In that context, we must be careful not to look at the difference between the issuing of renewable obligation certificates and the amount of renewable energy that we have as though that difference represented a failure in the renewable obligations themselves. It is necessary to have headroom in the system. That is part of the mechanism that drives renewable obligation forward, because if there is headroom ROCs have a value; if there is no headroom, they have little value and the system does not work as well as it should do.

It is important not only to have certainty about the time span for the existence of ROs and the banding that they represent, but to have headroom in the system, so that ROCs have some value and there is, therefore, some ability to plan on the value of the certificates that come forward over a period of time.

Bearing those points in mind, we would need to be careful when considering whether to substitute the present ROC system with an entirely new system. As has also been remarked in Committee, there is before us a substantial development of investment in renewable energy. Part of our deliberation has to be about how to ensure that that  happens and how best the different forms of renewable energy can be developed within the time scale that we seek.
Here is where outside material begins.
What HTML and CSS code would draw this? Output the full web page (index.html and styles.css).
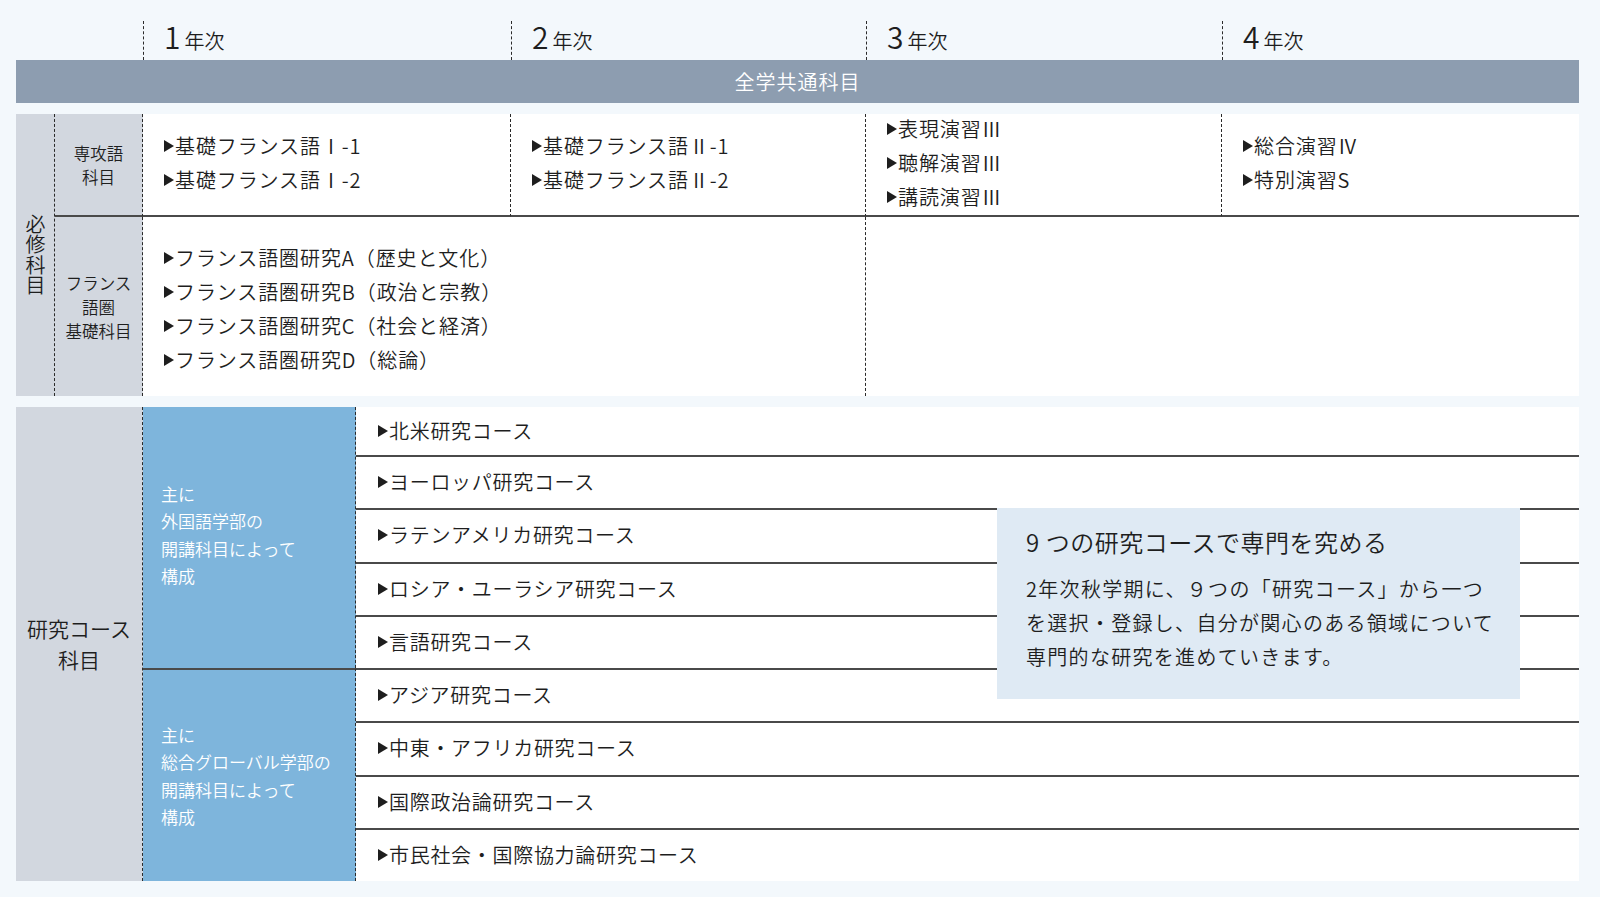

It is also important that we are careful not to make comparisons between different countries’ levels of renewable energy without paying some attention to the circumstances in which those countries have operated in the past. It is not just about a feed-in tariff and—certainly, in respect of microgeneration in this country—it is not just about ROCs. For example, it appears that there has been relatively little take-up of grants through the low-carbon building programme, particularly for solar photovoltaics, for a variety of reasons.

I speak from experience, and I should declare an interest with respect to new clause 14: if it is carried with acclaim—or even carried—at a future date, I might benefit on the grounds that my house needs re-roofing and I will be re-roofing it this Easter, with a 3 kW solar PV ray embedded in the roof of the house. If there is an extremely generous feed-in tariff for microgeneration in the near future, I will be able to retire on the proceeds. However, in establishing the process by which that roof could be installed, one of the things that I came across was the planning regime, as do many people in such circumstances.

As those grants are presently constructed, certain requirements that relate to planning must be fulfilled before somebody can start to develop a timetable for the installation—getting the builder and the solar roofer together and so on. The hurdles are so considerable and the planning regime across the country for what people can and cannot do concerning microgeneration is so uncertain between authorities that, in this instance, I came to the conclusion that the best thing to do was to proceed without even applying for a grant, and that is what I have done.

I hope that help is at hand, by way of the imminent final lap of a change in the general permitted development order. That change was heralded by the Climate Change and Sustainable Energy Act 2006, which my hon. Friend the Minister had a substantial role in assisting during its passage through the House some while ago. The GPDO will be organised to provide a clear and understandable regime across the country with regard to what is permitted to be put on to roofs and in gardens and houses, and what is not.